Your goal:
Quote the listing below in its entirety, omitting every image.

Given information:
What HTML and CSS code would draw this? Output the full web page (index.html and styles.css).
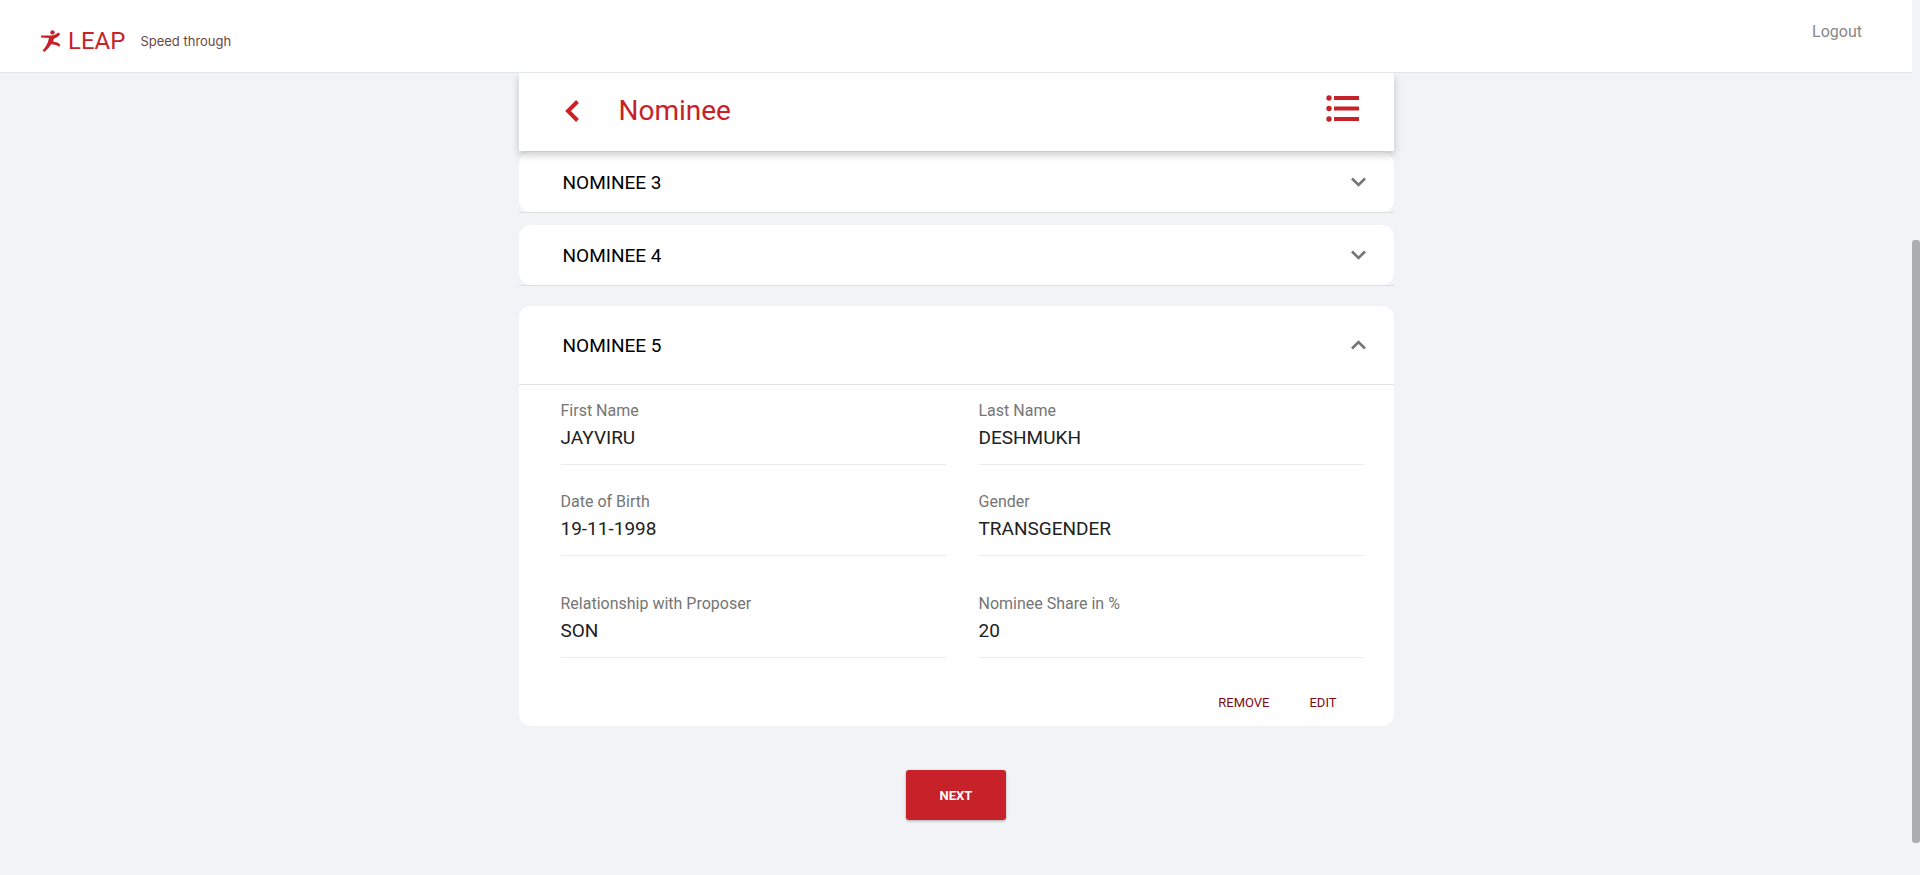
FILE: index.html
```html
<!DOCTYPE html>
<html lang="en">
<head>
<meta charset="utf-8">
<meta name="viewport" content="width=device-width, initial-scale=1">
<title>LEAP - Nominee</title>
<link rel="stylesheet" href="styles.css">
</head>
<body>
<div class="page">
  <header class="topbar">
    <div class="brand">
      <svg class="brand-icon" viewBox="0 0 20 22" aria-hidden="true">
        <circle cx="11.5" cy="2.4" r="2.2"/>
        <path d="M0 5.500L9 5.500Q13.500 6 17.500 2.600L19.200 4.300Q16.500 8 13 8.800L12 11.500Q17 12 19.300 14.800L18.500 16.800Q14.500 14 10.200 14.200Q8 18 3.500 22L1.500 20.500Q6.500 15.500 8 8L0 7.500Z"/>
      </svg>
      <span class="brand-name">LEAP</span>
      <span class="brand-tag">Speed through</span>
    </div>
    <a class="logout" href="#">Logout</a>
  </header>
  <main class="content">
    <div class="titlebar">
      <button class="icon-btn" type="button" aria-label="Back">
        <svg class="back-icon" viewBox="0 0 14 22"><path d="M12.500 1.500L3 11L12.500 20.500"/></svg>
      </button>
      <h1 class="title">Nominee</h1>
      <button class="icon-btn menu-btn" type="button" aria-label="Menu">
        <svg class="list-icon" viewBox="0 0 33 27"><circle cx="3" cy="3" r="2.700"/><circle cx="3" cy="13.500" r="2.700"/><circle cx="3" cy="24" r="2.700"/><path d="M8 1h25v4H8zM8 11.500h25v4H8zM8 22h25v4H8z"/></svg>
      </button>
    </div>
    <div class="panel-wrap">
      <button class="panel" type="button">NOMINEE 3
        <svg class="chevron" viewBox="0 0 15 10"><path d="M1 1.500L7.500 8L14 1.500"/></svg>
      </button>
    </div>
    <div class="panel-wrap">
      <button class="panel" type="button">NOMINEE 4
        <svg class="chevron" viewBox="0 0 15 10"><path d="M1 1.500L7.500 8L14 1.500"/></svg>
      </button>
    </div>
    <section class="card">
      <button class="panel panel-open" type="button" aria-expanded="true">NOMINEE 5
        <svg class="chevron" viewBox="0 0 15 10"><path d="M1 8.500L7.500 2L14 8.500"/></svg>
      </button>
      <dl class="fields">
        <div class="field"><dt>First Name</dt><dd>JAYVIRU</dd></div>
        <div class="field"><dt>Last Name</dt><dd>DESHMUKH</dd></div>
        <div class="field"><dt>Date of Birth</dt><dd>19-11-1998</dd></div>
        <div class="field"><dt>Gender</dt><dd>TRANSGENDER</dd></div>
        <div class="field field-last"><dt>Relationship with Proposer</dt><dd>SON</dd></div>
        <div class="field field-last"><dt>Nominee Share in %</dt><dd>20</dd></div>
      </dl>
      <div class="actions">
        <button class="text-btn" type="button">REMOVE</button>
        <button class="text-btn" type="button">EDIT</button>
      </div>
    </section>
    <button class="next" type="button">NEXT</button>
  </main>
</div>
<div class="scroll-track"><div class="scroll-thumb"></div></div>
</body>
</html>
```
FILE: styles.css
```css
* { box-sizing: border-box; }
body {
  margin: 0;
  min-height: 100vh;
  display: flex;
  background: #f1f3f7;
  font-family: Roboto, "Liberation Sans", sans-serif;
  color: #212121;
}
button { font: inherit; border: 0; background: none; padding: 0; cursor: pointer; }
svg { display: block; flex: none; }
.page { flex: 1; min-width: 0; }
.topbar {
  display: flex;
  justify-content: space-between;
  align-items: flex-start;
  height: 73px;
  padding: 22px 50px 0 41px;
  background: #fff;
  border-bottom: 1px solid #e1e4e8;
}
.brand { display: flex; align-items: center; height: 38px; }
.brand-icon { width: 20px; height: 22px; fill: #c72229; }
.brand-name { margin-left: 7px; font-size: 24px; line-height: 36px; color: #c72229; }
.brand-tag { margin-left: 15px; font-family: Inter, sans-serif; font-size: 13px; color: #6b4744; }
.logout { font-size: 16px; line-height: 20px; color: #888; text-decoration: none; }
.content {
  display: flex;
  flex-direction: column;
  width: 100%;
  max-width: 875px;
  margin: 0 auto;
}
.titlebar {
  display: flex;
  align-items: center;
  height: 78px;
  padding: 0 35px 2px 46px;
  background: #fff;
  box-shadow: 0 4px 8px rgba(0, 0, 0, .2);
  clip-path: inset(0 -10px -14px -10px);
  z-index: 1;
}
.back-icon { width: 14px; height: 22px; fill: none; stroke: #c72229; stroke-width: 4; }
.list-icon { width: 33px; height: 27px; fill: #c72229; }
.icon-btn { display: flex; }
.menu-btn { padding-bottom: 6px; }
.title {
  flex: 1;
  margin: 0 0 0 40px;
  font-size: 28px;
  font-weight: 400;
  line-height: 36px;
  color: #c72229;
}
.panel-wrap { margin: 1px 0 12px; border-bottom: 1px solid #dedfe1; }
.panel-wrap + .panel-wrap { margin: 0 0 20px; }
.panel {
  display: flex;
  justify-content: space-between;
  align-items: center;
  width: 100%;
  height: 60px;
  padding: 0 28px 0 44px;
  border-radius: 12px;
  background: #fff;
  font-size: 19px;
  color: #000;
}
.panel-open { height: 79px; border-bottom: 1px solid #e2e2e2; border-radius: 12px 12px 0 0; }
.chevron { width: 15px; height: 10px; fill: none; stroke: #757575; stroke-width: 2.6; }
.card { border-radius: 12px; background: #fff; }
.fields {
  display: grid;
  grid-template-columns: 1fr 1fr;
  column-gap: 33px;
  margin: 0;
  padding: 16px 30px 0 42px;
}
.field { margin-bottom: 27px; padding-bottom: 13px; border-bottom: 1px solid #ebebeb; }
.field-last { margin: 11px 0 0; }
.field dt { font-size: 16px; line-height: 20px; color: #757575; }
.field dd { margin: 4px 0 0; font-size: 19px; line-height: 26px; }
.actions { display: flex; justify-content: flex-end; gap: 40px; padding: 30px 57px 8px; }
.text-btn { font-size: 13px; line-height: 30px; color: #7d0a12; }
.next {
  align-self: center;
  width: 100px;
  height: 50px;
  margin: 44px 0;
  border-radius: 3px;
  background: #c72229;
  box-shadow: 0 1px 3px rgba(0, 0, 0, .3);
  font-size: 13px;
  font-weight: 700;
  color: #fff;
}
.scroll-track { display: grid; grid-template-rows: 240fr 603fr 32fr; width: 8px; }
.scroll-thumb { grid-row: 2; border-radius: 3px; background: #adaeb1; }
```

Written answer:
What HTML and CSS code would draw this? Output the full web page (index.html and styles.css).
FILE: index.html
```html
<!DOCTYPE html>
<html lang="en">
<head>
<meta charset="utf-8">
<meta name="viewport" content="width=device-width, initial-scale=1">
<title>LEAP - Nominee</title>
<link rel="stylesheet" href="styles.css">
</head>
<body>
<div class="page">
  <header class="topbar">
    <div class="brand">
      <svg class="brand-icon" viewBox="0 0 20 22" aria-hidden="true">
        <circle cx="11.5" cy="2.4" r="2.2"/>
        <path d="M0 5.500L9 5.500Q13.500 6 17.500 2.600L19.200 4.300Q16.500 8 13 8.800L12 11.500Q17 12 19.300 14.800L18.500 16.800Q14.500 14 10.200 14.200Q8 18 3.500 22L1.500 20.500Q6.500 15.500 8 8L0 7.500Z"/>
      </svg>
      <span class="brand-name">LEAP</span>
      <span class="brand-tag">Speed through</span>
    </div>
    <a class="logout" href="#">Logout</a>
  </header>
  <main class="content">
    <div class="titlebar">
      <button class="icon-btn" type="button" aria-label="Back">
        <svg class="back-icon" viewBox="0 0 14 22"><path d="M12.500 1.500L3 11L12.500 20.500"/></svg>
      </button>
      <h1 class="title">Nominee</h1>
      <button class="icon-btn menu-btn" type="button" aria-label="Menu">
        <svg class="list-icon" viewBox="0 0 33 27"><circle cx="3" cy="3" r="2.700"/><circle cx="3" cy="13.500" r="2.700"/><circle cx="3" cy="24" r="2.700"/><path d="M8 1h25v4H8zM8 11.500h25v4H8zM8 22h25v4H8z"/></svg>
      </button>
    </div>
    <div class="panel-wrap">
      <button class="panel" type="button">NOMINEE 3
        <svg class="chevron" viewBox="0 0 15 10"><path d="M1 1.500L7.500 8L14 1.500"/></svg>
      </button>
    </div>
    <div class="panel-wrap">
      <button class="panel" type="button">NOMINEE 4
        <svg class="chevron" viewBox="0 0 15 10"><path d="M1 1.500L7.500 8L14 1.500"/></svg>
      </button>
    </div>
    <section class="card">
      <button class="panel panel-open" type="button" aria-expanded="true">NOMINEE 5
        <svg class="chevron" viewBox="0 0 15 10"><path d="M1 8.500L7.500 2L14 8.500"/></svg>
      </button>
      <dl class="fields">
        <div class="field"><dt>First Name</dt><dd>JAYVIRU</dd></div>
        <div class="field"><dt>Last Name</dt><dd>DESHMUKH</dd></div>
        <div class="field"><dt>Date of Birth</dt><dd>19-11-1998</dd></div>
        <div class="field"><dt>Gender</dt><dd>TRANSGENDER</dd></div>
        <div class="field field-last"><dt>Relationship with Proposer</dt><dd>SON</dd></div>
        <div class="field field-last"><dt>Nominee Share in %</dt><dd>20</dd></div>
      </dl>
      <div class="actions">
        <button class="text-btn" type="button">REMOVE</button>
        <button class="text-btn" type="button">EDIT</button>
      </div>
    </section>
    <button class="next" type="button">NEXT</button>
  </main>
</div>
<div class="scroll-track"><div class="scroll-thumb"></div></div>
</body>
</html>
```
FILE: styles.css
```css
* { box-sizing: border-box; }
body {
  margin: 0;
  min-height: 100vh;
  display: flex;
  background: #f1f3f7;
  font-family: Roboto, "Liberation Sans", sans-serif;
  color: #212121;
}
button { font: inherit; border: 0; background: none; padding: 0; cursor: pointer; }
svg { display: block; flex: none; }
.page { flex: 1; min-width: 0; }
.topbar {
  display: flex;
  justify-content: space-between;
  align-items: flex-start;
  height: 73px;
  padding: 22px 50px 0 41px;
  background: #fff;
  border-bottom: 1px solid #e1e4e8;
}
.brand { display: flex; align-items: center; height: 38px; }
.brand-icon { width: 20px; height: 22px; fill: #c72229; }
.brand-name { margin-left: 7px; font-size: 24px; line-height: 36px; color: #c72229; }
.brand-tag { margin-left: 15px; font-family: Inter, sans-serif; font-size: 13px; color: #6b4744; }
.logout { font-size: 16px; line-height: 20px; color: #888; text-decoration: none; }
.content {
  display: flex;
  flex-direction: column;
  width: 100%;
  max-width: 875px;
  margin: 0 auto;
}
.titlebar {
  display: flex;
  align-items: center;
  height: 78px;
  padding: 0 35px 2px 46px;
  background: #fff;
  box-shadow: 0 4px 8px rgba(0, 0, 0, .2);
  clip-path: inset(0 -10px -14px -10px);
  z-index: 1;
}
.back-icon { width: 14px; height: 22px; fill: none; stroke: #c72229; stroke-width: 4; }
.list-icon { width: 33px; height: 27px; fill: #c72229; }
.icon-btn { display: flex; }
.menu-btn { padding-bottom: 6px; }
.title {
  flex: 1;
  margin: 0 0 0 40px;
  font-size: 28px;
  font-weight: 400;
  line-height: 36px;
  color: #c72229;
}
.panel-wrap { margin: 1px 0 12px; border-bottom: 1px solid #dedfe1; }
.panel-wrap + .panel-wrap { margin: 0 0 20px; }
.panel {
  display: flex;
  justify-content: space-between;
  align-items: center;
  width: 100%;
  height: 60px;
  padding: 0 28px 0 44px;
  border-radius: 12px;
  background: #fff;
  font-size: 19px;
  color: #000;
}
.panel-open { height: 79px; border-bottom: 1px solid #e2e2e2; border-radius: 12px 12px 0 0; }
.chevron { width: 15px; height: 10px; fill: none; stroke: #757575; stroke-width: 2.6; }
.card { border-radius: 12px; background: #fff; }
.fields {
  display: grid;
  grid-template-columns: 1fr 1fr;
  column-gap: 33px;
  margin: 0;
  padding: 16px 30px 0 42px;
}
.field { margin-bottom: 27px; padding-bottom: 13px; border-bottom: 1px solid #ebebeb; }
.field-last { margin: 11px 0 0; }
.field dt { font-size: 16px; line-height: 20px; color: #757575; }
.field dd { margin: 4px 0 0; font-size: 19px; line-height: 26px; }
.actions { display: flex; justify-content: flex-end; gap: 40px; padding: 30px 57px 8px; }
.text-btn { font-size: 13px; line-height: 30px; color: #7d0a12; }
.next {
  align-self: center;
  width: 100px;
  height: 50px;
  margin: 44px 0;
  border-radius: 3px;
  background: #c72229;
  box-shadow: 0 1px 3px rgba(0, 0, 0, .3);
  font-size: 13px;
  font-weight: 700;
  color: #fff;
}
.scroll-track { display: grid; grid-template-rows: 240fr 603fr 32fr; width: 8px; }
.scroll-thumb { grid-row: 2; border-radius: 3px; background: #adaeb1; }
```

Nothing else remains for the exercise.